» **The exercise**
Repeat the listing in full, preserving every character.

» **Entries**
________

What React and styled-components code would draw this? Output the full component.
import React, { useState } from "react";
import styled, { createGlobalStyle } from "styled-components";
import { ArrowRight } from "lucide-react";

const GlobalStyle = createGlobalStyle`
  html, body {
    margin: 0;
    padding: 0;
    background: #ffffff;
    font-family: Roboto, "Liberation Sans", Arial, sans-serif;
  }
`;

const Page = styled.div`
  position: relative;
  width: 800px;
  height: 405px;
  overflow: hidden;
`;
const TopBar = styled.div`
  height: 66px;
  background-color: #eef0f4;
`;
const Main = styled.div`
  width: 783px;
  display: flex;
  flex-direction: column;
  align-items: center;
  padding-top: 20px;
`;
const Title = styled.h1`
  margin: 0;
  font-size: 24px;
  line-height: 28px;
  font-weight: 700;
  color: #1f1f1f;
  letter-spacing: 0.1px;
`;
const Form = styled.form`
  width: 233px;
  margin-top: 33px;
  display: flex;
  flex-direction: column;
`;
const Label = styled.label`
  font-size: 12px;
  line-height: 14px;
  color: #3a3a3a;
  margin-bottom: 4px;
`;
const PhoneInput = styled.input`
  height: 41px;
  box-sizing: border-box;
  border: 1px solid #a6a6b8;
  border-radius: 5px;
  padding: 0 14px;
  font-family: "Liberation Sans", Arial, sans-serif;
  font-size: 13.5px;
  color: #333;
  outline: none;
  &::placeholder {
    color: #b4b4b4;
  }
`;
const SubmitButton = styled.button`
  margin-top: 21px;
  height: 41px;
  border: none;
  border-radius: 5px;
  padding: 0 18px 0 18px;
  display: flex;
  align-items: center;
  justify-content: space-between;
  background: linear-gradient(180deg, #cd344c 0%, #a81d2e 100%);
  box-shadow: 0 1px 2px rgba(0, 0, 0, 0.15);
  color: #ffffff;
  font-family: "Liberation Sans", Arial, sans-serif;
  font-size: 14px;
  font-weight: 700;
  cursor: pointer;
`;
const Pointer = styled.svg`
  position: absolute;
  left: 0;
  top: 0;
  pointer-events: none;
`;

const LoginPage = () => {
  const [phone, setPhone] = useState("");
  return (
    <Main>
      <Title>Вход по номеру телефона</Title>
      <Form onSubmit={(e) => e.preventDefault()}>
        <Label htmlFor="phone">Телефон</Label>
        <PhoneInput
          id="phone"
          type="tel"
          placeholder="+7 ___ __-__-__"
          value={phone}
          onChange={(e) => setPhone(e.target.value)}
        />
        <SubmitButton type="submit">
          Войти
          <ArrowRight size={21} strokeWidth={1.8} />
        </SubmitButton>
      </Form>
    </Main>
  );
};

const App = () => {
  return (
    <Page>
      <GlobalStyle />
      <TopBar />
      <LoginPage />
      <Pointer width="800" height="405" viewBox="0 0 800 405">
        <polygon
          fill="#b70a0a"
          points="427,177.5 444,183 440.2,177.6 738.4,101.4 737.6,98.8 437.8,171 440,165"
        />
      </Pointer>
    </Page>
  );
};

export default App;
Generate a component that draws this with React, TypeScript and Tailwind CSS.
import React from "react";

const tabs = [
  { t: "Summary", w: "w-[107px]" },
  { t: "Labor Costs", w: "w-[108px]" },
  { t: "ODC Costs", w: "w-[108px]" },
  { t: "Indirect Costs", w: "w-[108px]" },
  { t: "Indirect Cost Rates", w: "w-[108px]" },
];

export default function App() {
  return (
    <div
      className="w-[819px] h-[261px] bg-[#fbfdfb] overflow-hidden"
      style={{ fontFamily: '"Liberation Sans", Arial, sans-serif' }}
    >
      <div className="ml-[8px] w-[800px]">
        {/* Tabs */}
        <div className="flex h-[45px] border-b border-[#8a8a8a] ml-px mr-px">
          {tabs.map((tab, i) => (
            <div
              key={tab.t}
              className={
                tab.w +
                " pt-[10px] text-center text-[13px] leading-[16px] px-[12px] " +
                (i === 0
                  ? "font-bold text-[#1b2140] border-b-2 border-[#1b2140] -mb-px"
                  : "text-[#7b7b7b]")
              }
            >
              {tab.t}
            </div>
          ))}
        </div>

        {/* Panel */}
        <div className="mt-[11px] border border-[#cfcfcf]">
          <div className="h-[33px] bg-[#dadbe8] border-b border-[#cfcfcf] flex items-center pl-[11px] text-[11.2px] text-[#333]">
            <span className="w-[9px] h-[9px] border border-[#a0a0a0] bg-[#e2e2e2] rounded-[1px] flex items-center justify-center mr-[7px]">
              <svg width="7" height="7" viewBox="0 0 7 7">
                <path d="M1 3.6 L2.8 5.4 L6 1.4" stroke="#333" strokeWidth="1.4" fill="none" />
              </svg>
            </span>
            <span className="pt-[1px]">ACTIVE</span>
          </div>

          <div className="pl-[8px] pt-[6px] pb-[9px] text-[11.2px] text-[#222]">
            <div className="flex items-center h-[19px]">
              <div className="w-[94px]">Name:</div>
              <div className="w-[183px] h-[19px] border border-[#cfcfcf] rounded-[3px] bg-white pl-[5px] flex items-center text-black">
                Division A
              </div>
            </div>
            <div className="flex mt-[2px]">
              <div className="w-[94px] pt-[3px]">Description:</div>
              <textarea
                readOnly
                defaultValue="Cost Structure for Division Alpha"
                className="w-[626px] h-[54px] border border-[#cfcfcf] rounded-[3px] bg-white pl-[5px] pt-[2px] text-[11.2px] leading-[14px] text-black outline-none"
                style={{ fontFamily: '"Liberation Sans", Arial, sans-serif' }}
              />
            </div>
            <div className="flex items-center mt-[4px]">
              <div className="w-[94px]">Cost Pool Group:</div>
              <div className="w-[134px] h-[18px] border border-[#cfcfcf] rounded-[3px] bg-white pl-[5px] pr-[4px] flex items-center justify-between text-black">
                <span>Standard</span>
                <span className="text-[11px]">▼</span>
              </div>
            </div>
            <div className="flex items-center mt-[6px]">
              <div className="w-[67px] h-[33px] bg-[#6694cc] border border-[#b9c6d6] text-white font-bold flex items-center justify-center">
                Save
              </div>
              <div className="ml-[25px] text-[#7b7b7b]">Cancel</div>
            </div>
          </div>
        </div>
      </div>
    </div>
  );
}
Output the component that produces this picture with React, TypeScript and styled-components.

________

» **Worked answer**
What React and styled-components code would draw this? Output the full component.
import React, { useState } from "react";
import styled, { createGlobalStyle } from "styled-components";
import { ArrowRight } from "lucide-react";

const GlobalStyle = createGlobalStyle`
  html, body {
    margin: 0;
    padding: 0;
    background: #ffffff;
    font-family: Roboto, "Liberation Sans", Arial, sans-serif;
  }
`;

const Page = styled.div`
  position: relative;
  width: 800px;
  height: 405px;
  overflow: hidden;
`;
const TopBar = styled.div`
  height: 66px;
  background-color: #eef0f4;
`;
const Main = styled.div`
  width: 783px;
  display: flex;
  flex-direction: column;
  align-items: center;
  padding-top: 20px;
`;
const Title = styled.h1`
  margin: 0;
  font-size: 24px;
  line-height: 28px;
  font-weight: 700;
  color: #1f1f1f;
  letter-spacing: 0.1px;
`;
const Form = styled.form`
  width: 233px;
  margin-top: 33px;
  display: flex;
  flex-direction: column;
`;
const Label = styled.label`
  font-size: 12px;
  line-height: 14px;
  color: #3a3a3a;
  margin-bottom: 4px;
`;
const PhoneInput = styled.input`
  height: 41px;
  box-sizing: border-box;
  border: 1px solid #a6a6b8;
  border-radius: 5px;
  padding: 0 14px;
  font-family: "Liberation Sans", Arial, sans-serif;
  font-size: 13.5px;
  color: #333;
  outline: none;
  &::placeholder {
    color: #b4b4b4;
  }
`;
const SubmitButton = styled.button`
  margin-top: 21px;
  height: 41px;
  border: none;
  border-radius: 5px;
  padding: 0 18px 0 18px;
  display: flex;
  align-items: center;
  justify-content: space-between;
  background: linear-gradient(180deg, #cd344c 0%, #a81d2e 100%);
  box-shadow: 0 1px 2px rgba(0, 0, 0, 0.15);
  color: #ffffff;
  font-family: "Liberation Sans", Arial, sans-serif;
  font-size: 14px;
  font-weight: 700;
  cursor: pointer;
`;
const Pointer = styled.svg`
  position: absolute;
  left: 0;
  top: 0;
  pointer-events: none;
`;

const LoginPage = () => {
  const [phone, setPhone] = useState("");
  return (
    <Main>
      <Title>Вход по номеру телефона</Title>
      <Form onSubmit={(e) => e.preventDefault()}>
        <Label htmlFor="phone">Телефон</Label>
        <PhoneInput
          id="phone"
          type="tel"
          placeholder="+7 ___ __-__-__"
          value={phone}
          onChange={(e) => setPhone(e.target.value)}
        />
        <SubmitButton type="submit">
          Войти
          <ArrowRight size={21} strokeWidth={1.8} />
        </SubmitButton>
      </Form>
    </Main>
  );
};

const App = () => {
  return (
    <Page>
      <GlobalStyle />
      <TopBar />
      <LoginPage />
      <Pointer width="800" height="405" viewBox="0 0 800 405">
        <polygon
          fill="#b70a0a"
          points="427,177.5 444,183 440.2,177.6 738.4,101.4 737.6,98.8 437.8,171 440,165"
        />
      </Pointer>
    </Page>
  );
};

export default App;
Generate a component that draws this with React, TypeScript and Tailwind CSS.
import React from "react";

const tabs = [
  { t: "Summary", w: "w-[107px]" },
  { t: "Labor Costs", w: "w-[108px]" },
  { t: "ODC Costs", w: "w-[108px]" },
  { t: "Indirect Costs", w: "w-[108px]" },
  { t: "Indirect Cost Rates", w: "w-[108px]" },
];

export default function App() {
  return (
    <div
      className="w-[819px] h-[261px] bg-[#fbfdfb] overflow-hidden"
      style={{ fontFamily: '"Liberation Sans", Arial, sans-serif' }}
    >
      <div className="ml-[8px] w-[800px]">
        {/* Tabs */}
        <div className="flex h-[45px] border-b border-[#8a8a8a] ml-px mr-px">
          {tabs.map((tab, i) => (
            <div
              key={tab.t}
              className={
                tab.w +
                " pt-[10px] text-center text-[13px] leading-[16px] px-[12px] " +
                (i === 0
                  ? "font-bold text-[#1b2140] border-b-2 border-[#1b2140] -mb-px"
                  : "text-[#7b7b7b]")
              }
            >
              {tab.t}
            </div>
          ))}
        </div>

        {/* Panel */}
        <div className="mt-[11px] border border-[#cfcfcf]">
          <div className="h-[33px] bg-[#dadbe8] border-b border-[#cfcfcf] flex items-center pl-[11px] text-[11.2px] text-[#333]">
            <span className="w-[9px] h-[9px] border border-[#a0a0a0] bg-[#e2e2e2] rounded-[1px] flex items-center justify-center mr-[7px]">
              <svg width="7" height="7" viewBox="0 0 7 7">
                <path d="M1 3.6 L2.8 5.4 L6 1.4" stroke="#333" strokeWidth="1.4" fill="none" />
              </svg>
            </span>
            <span className="pt-[1px]">ACTIVE</span>
          </div>

          <div className="pl-[8px] pt-[6px] pb-[9px] text-[11.2px] text-[#222]">
            <div className="flex items-center h-[19px]">
              <div className="w-[94px]">Name:</div>
              <div className="w-[183px] h-[19px] border border-[#cfcfcf] rounded-[3px] bg-white pl-[5px] flex items-center text-black">
                Division A
              </div>
            </div>
            <div className="flex mt-[2px]">
              <div className="w-[94px] pt-[3px]">Description:</div>
              <textarea
                readOnly
                defaultValue="Cost Structure for Division Alpha"
                className="w-[626px] h-[54px] border border-[#cfcfcf] rounded-[3px] bg-white pl-[5px] pt-[2px] text-[11.2px] leading-[14px] text-black outline-none"
                style={{ fontFamily: '"Liberation Sans", Arial, sans-serif' }}
              />
            </div>
            <div className="flex items-center mt-[4px]">
              <div className="w-[94px]">Cost Pool Group:</div>
              <div className="w-[134px] h-[18px] border border-[#cfcfcf] rounded-[3px] bg-white pl-[5px] pr-[4px] flex items-center justify-between text-black">
                <span>Standard</span>
                <span className="text-[11px]">▼</span>
              </div>
            </div>
            <div className="flex items-center mt-[6px]">
              <div className="w-[67px] h-[33px] bg-[#6694cc] border border-[#b9c6d6] text-white font-bold flex items-center justify-center">
                Save
              </div>
              <div className="ml-[25px] text-[#7b7b7b]">Cancel</div>
            </div>
          </div>
        </div>
      </div>
    </div>
  );
}
Output the component that produces this picture with React, TypeScript and styled-components.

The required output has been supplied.